[Records provided]:
::::::

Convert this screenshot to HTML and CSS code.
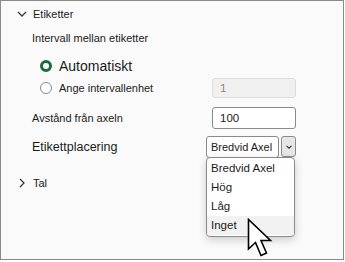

::::::

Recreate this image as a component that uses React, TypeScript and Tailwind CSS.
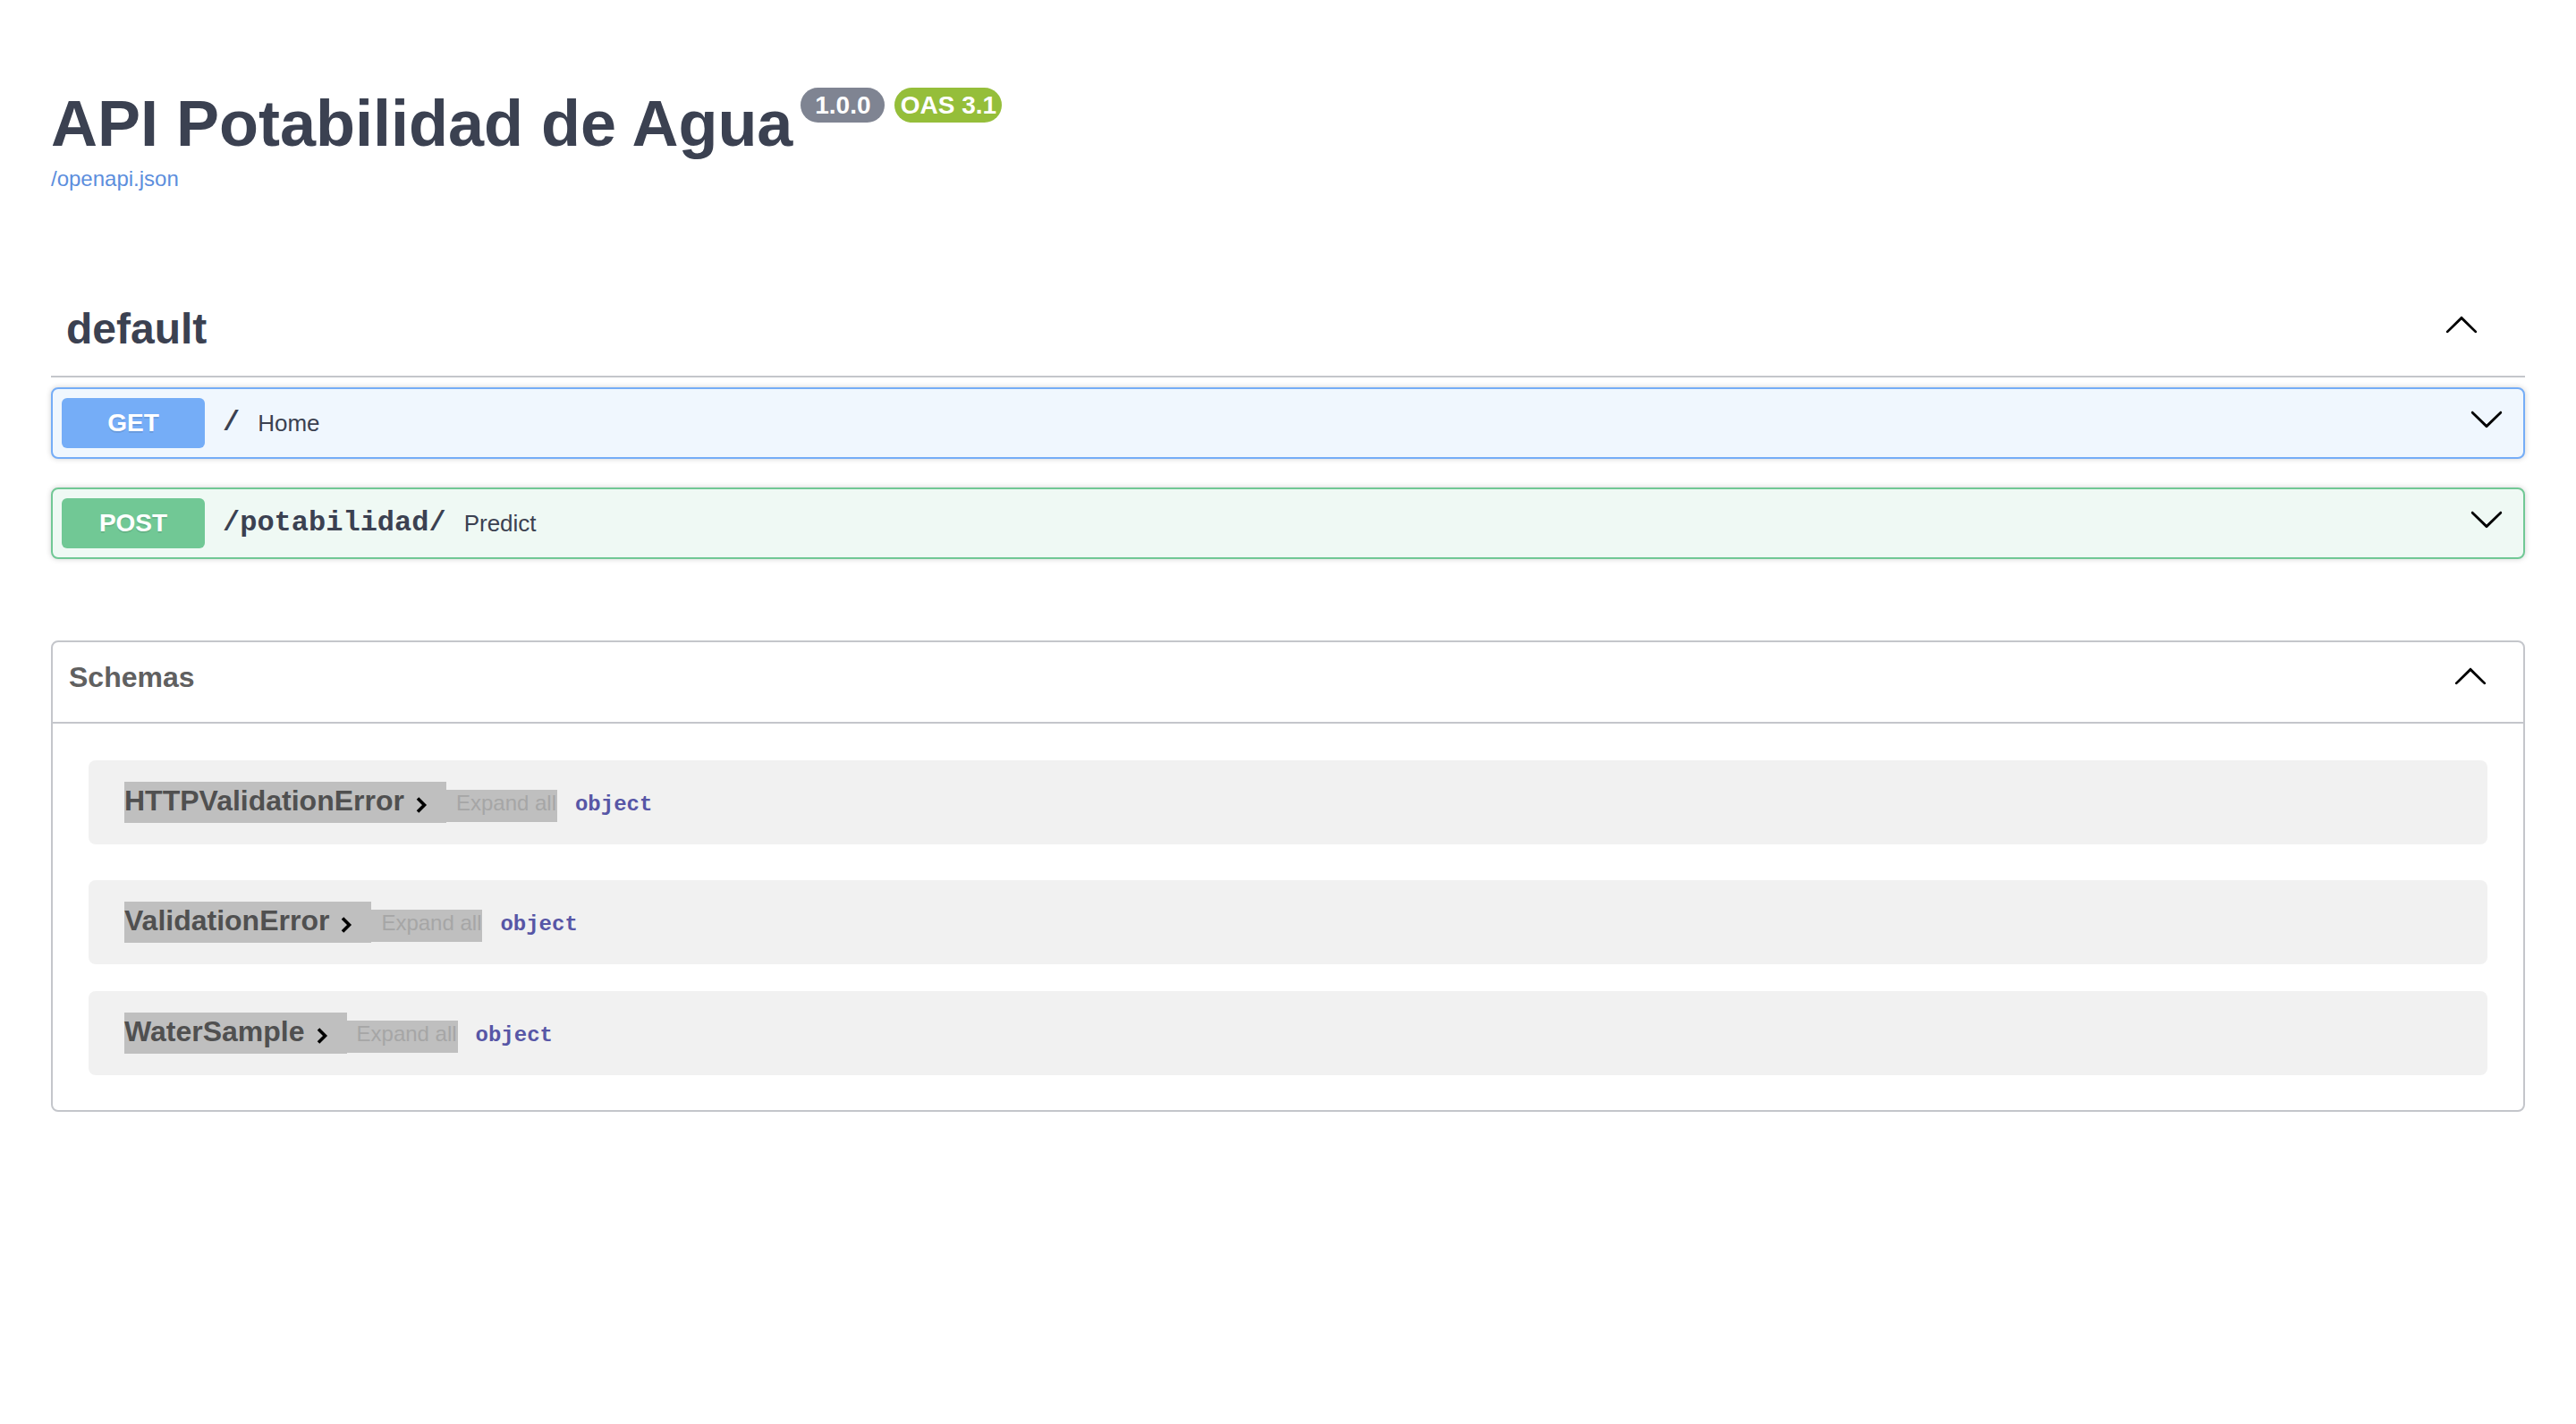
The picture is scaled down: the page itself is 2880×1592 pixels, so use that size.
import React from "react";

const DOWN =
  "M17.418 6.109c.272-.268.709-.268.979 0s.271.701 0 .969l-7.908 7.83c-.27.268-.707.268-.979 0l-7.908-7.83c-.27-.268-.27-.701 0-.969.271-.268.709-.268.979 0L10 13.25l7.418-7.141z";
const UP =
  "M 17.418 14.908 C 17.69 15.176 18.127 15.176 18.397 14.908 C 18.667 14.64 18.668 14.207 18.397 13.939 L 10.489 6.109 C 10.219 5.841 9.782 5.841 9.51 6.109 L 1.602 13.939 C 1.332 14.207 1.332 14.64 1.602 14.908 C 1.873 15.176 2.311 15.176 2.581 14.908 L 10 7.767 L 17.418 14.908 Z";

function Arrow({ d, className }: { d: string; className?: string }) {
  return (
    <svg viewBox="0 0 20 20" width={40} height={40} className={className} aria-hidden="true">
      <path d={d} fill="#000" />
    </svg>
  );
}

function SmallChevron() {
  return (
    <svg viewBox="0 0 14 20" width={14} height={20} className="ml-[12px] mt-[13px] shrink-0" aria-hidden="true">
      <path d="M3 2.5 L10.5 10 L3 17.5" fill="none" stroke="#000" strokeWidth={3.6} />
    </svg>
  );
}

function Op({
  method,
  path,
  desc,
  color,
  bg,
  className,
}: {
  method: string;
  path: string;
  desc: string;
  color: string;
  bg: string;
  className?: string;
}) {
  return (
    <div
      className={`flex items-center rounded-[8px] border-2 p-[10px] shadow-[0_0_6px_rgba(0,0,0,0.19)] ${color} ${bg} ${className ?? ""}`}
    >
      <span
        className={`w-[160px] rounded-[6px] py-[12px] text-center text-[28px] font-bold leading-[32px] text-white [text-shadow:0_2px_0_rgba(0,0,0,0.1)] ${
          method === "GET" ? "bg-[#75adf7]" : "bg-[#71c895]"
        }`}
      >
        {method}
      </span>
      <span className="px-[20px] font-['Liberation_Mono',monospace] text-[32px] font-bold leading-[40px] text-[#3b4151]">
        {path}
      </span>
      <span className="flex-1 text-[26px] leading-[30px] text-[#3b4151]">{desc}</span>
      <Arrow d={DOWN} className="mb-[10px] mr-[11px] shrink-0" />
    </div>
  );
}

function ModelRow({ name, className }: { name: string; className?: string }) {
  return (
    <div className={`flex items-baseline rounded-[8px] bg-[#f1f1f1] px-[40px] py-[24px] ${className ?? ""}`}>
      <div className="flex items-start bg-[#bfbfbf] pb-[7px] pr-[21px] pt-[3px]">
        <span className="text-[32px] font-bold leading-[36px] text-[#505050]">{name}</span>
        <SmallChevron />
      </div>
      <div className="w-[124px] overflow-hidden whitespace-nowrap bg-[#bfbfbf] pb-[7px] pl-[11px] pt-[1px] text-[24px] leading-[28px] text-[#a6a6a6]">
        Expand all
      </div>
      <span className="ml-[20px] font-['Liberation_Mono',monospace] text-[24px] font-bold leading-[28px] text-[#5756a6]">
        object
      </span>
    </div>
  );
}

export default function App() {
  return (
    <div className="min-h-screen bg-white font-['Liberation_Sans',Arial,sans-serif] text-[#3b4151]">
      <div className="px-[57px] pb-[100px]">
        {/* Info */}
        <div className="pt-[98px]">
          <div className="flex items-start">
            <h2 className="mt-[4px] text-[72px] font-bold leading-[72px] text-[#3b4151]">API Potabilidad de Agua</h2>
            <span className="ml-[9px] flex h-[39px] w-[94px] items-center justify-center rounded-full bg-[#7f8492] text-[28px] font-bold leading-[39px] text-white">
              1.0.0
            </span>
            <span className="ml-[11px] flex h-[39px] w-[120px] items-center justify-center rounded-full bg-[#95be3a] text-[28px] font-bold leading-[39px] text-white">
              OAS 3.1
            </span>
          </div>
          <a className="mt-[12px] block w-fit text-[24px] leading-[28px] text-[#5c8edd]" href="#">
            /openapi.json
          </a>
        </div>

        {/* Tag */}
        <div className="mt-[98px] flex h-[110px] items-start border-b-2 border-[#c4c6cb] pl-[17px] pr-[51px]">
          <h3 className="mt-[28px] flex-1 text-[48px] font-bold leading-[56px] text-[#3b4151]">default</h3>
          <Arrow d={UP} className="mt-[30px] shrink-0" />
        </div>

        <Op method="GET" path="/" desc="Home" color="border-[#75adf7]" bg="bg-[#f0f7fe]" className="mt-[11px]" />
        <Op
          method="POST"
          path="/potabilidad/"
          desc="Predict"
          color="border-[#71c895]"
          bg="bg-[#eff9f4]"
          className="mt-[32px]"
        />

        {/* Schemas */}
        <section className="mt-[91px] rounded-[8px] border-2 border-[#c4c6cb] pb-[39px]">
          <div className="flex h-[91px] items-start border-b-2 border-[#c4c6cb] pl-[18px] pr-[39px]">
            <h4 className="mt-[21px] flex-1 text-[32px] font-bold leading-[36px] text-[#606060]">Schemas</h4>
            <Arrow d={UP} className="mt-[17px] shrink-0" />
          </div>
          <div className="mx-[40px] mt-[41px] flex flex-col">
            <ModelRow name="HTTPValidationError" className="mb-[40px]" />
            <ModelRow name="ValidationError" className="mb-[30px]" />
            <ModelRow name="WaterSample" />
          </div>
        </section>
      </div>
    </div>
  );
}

::::::

[Instruction]:
Return the lines of the records that include the string "this".

[Answer to the exercise]:
Convert this screenshot to HTML and CSS code.
Recreate this image as a component that uses React, TypeScript and Tailwind CSS.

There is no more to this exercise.